From Washington, we drove through parts of Maryland, Delaware and New Jersey to Ocean City, N.J., for a break from our sightseeing.

This was a nostalgic experience for Marie because she spent her summer there 54 years ago while she worked as a waitress at Flander’s Hotel following her freshman year at Rosemont College. The hotel is still in business, but much different.

After two days and nights at Ocean City, it was on to Philadelphia. We arrived at Philadelphia’s famous

Museum of Art at 10:30 a.m. and were there for five hours. We spent about an hour-and-a-half of that time viewing a special collection of Andrew Wyeth’s paintings.

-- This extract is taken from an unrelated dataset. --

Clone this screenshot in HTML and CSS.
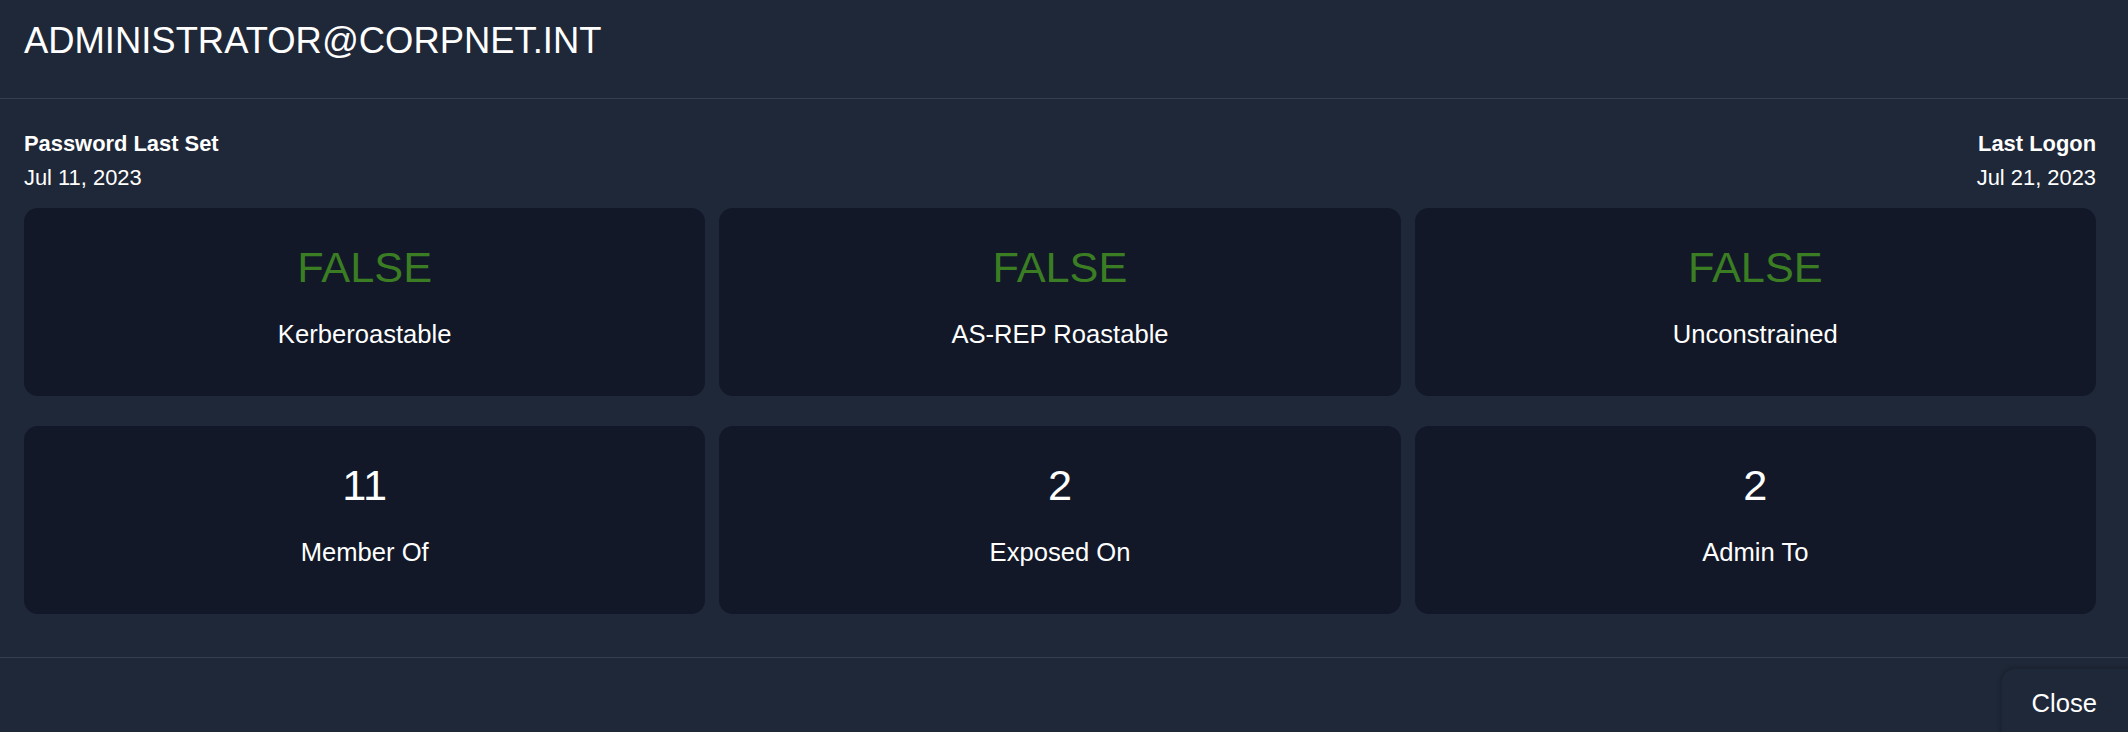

The next day, we explored historic Philadelphia. First, we watched two films—a mediocre one then an excellent movie directed by John Huston about the events that happened in Philadelphia when our country declared our independence from England.

We saw the Liberty Bell, Independence Hall and the other buildings on Independence Square, where the first Congresses and the Supreme Court met until the capital was moved to Washington in 1800.

We toured the Second Bank of the United States, now a portrait gallery of the Founding Fathers and Mothers, and Carpenters Hall, where the Continental Congress met in 1774.

We had lunch at historic City Tavern, where the Founding Fathers ate, and visited Christ’s Church, which most of the Founding Fathers attended, then toured Betsy Ross’s home and Elfreth’s Alley, where people still live in homes built in 1736.

On our way back to Indiana, we stopped at Gettysburg, Pa. The best way to see the Gettysburg battlefield is with a guide in your own car. Our grandsons particularly enjoyed that tour and said that it was the best part of their trip. We also took a shuttle bus to President Dwight Eisenhower’s farm, where he lived after his presidency.

By the time we got back to Indianapolis last year, we had traveled 2,588 miles through 11 states and the District of Columbia in two weeks.

On each of our trips, the grandchildren got to know each another better, learned something and, we hope, enjoyed being with their grandparents. We certainly enjoyed being with them.